Lawson Eng

Medical Oncologist

University of Toronto

Dr. Lawson Eng, MD, SM, FRCPC is a Medical Oncologist at the Princess Margaret Cancer Centre and Assistant Professor in the Department of Medicine, University of Toronto. He completed his medical school, internal medicine and medical oncology residency at the University of Toronto and completed his fellowship through the Royal College – Clinician Investigator Program where he jointly completed a Master of Science (SM) at the Harvard School of Public Health in epidemiology focusing on population-level data, data science and outcomes research, and his clinical and research fellowship at the Princess Margaret Cancer Centre. 

His clinical practice focuses on lung, gastrointestinal and head and neck cancers.

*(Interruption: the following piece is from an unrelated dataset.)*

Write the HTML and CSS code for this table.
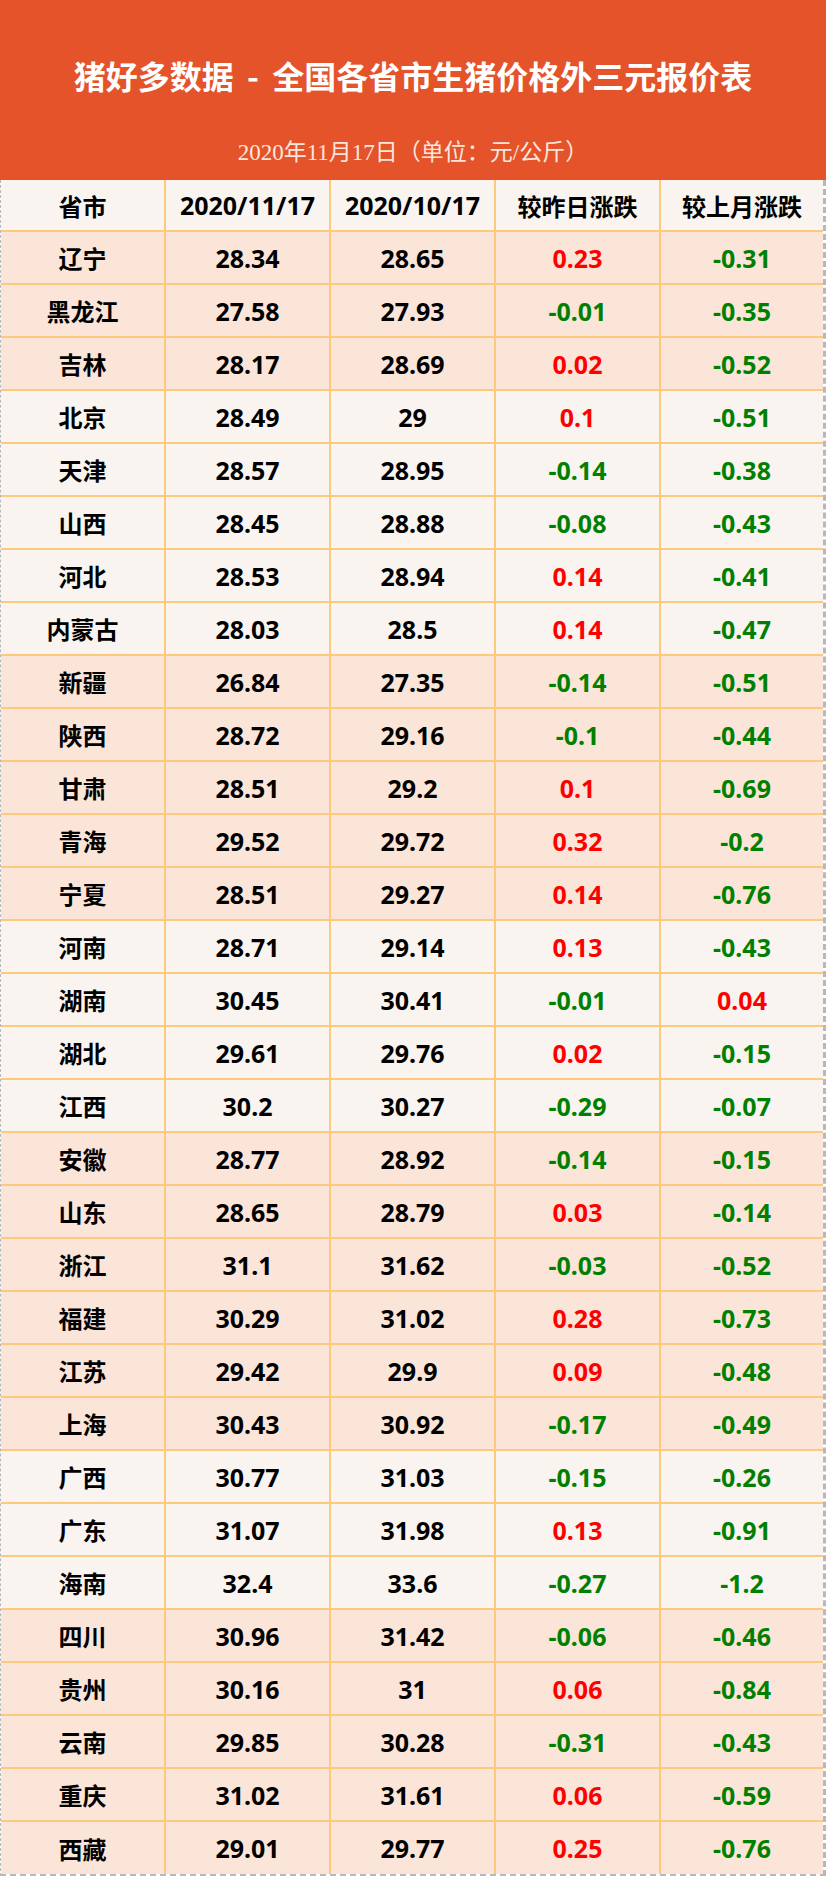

His research interests are in cancer survivorship and supportive care with a focus on health behaviours (in particular, tobacco control), patient-reported outcomes, real-world population-level data, outcomes research and health services research with a goal towards improving the care of cancer survivors.  He currently holds a Hold’Em for Life Early Career Professorship in Cancer Research and is currently the Ontario Health – Cancer Care Ontario – Smoking Cessation Regional Lead for Toronto Central South (Princess Margaret Cancer Centre) where he is responsible for the delivery of smoking cessation across the region and he also serves on the Ontario Health – Cancer Care Ontario – Smoking Cessation Research and Knowledge Translation Committee, and the International Association of the Study of Lung Cancer (IASLC) – Tobacco Control and Smoking Cessation Committee as the Research Sub-group co-chair. Furthermore, he is involved in the Multinational Association of Supportive Care in Cancer – Research Committee, Survivorship Working Group and Disparities Task Force. To date, he has published over 75 manuscripts and has over 170 abstract presentations at international meetings. He has received multiple American Society of Clinical Oncology (ASCO) Merit Awards, Novartis Oncology Young Canadian Investigator Awards, an ASCO Young Investigator Award (2020), an IASLC Early Career Award, a MASCC Young Investigator Award (2018), the 2019 Canadian Association of Medical Oncology (CAMO) Fellowship Award and a Canadian Institutes of Health Research (CIHR) Publication Prize, CIHR Fellowship Award and CIHR Early Career Researcher Award. His research has been funded by CAMO, ASCO, CIHR and the Canadian Cancer Society Research Institute.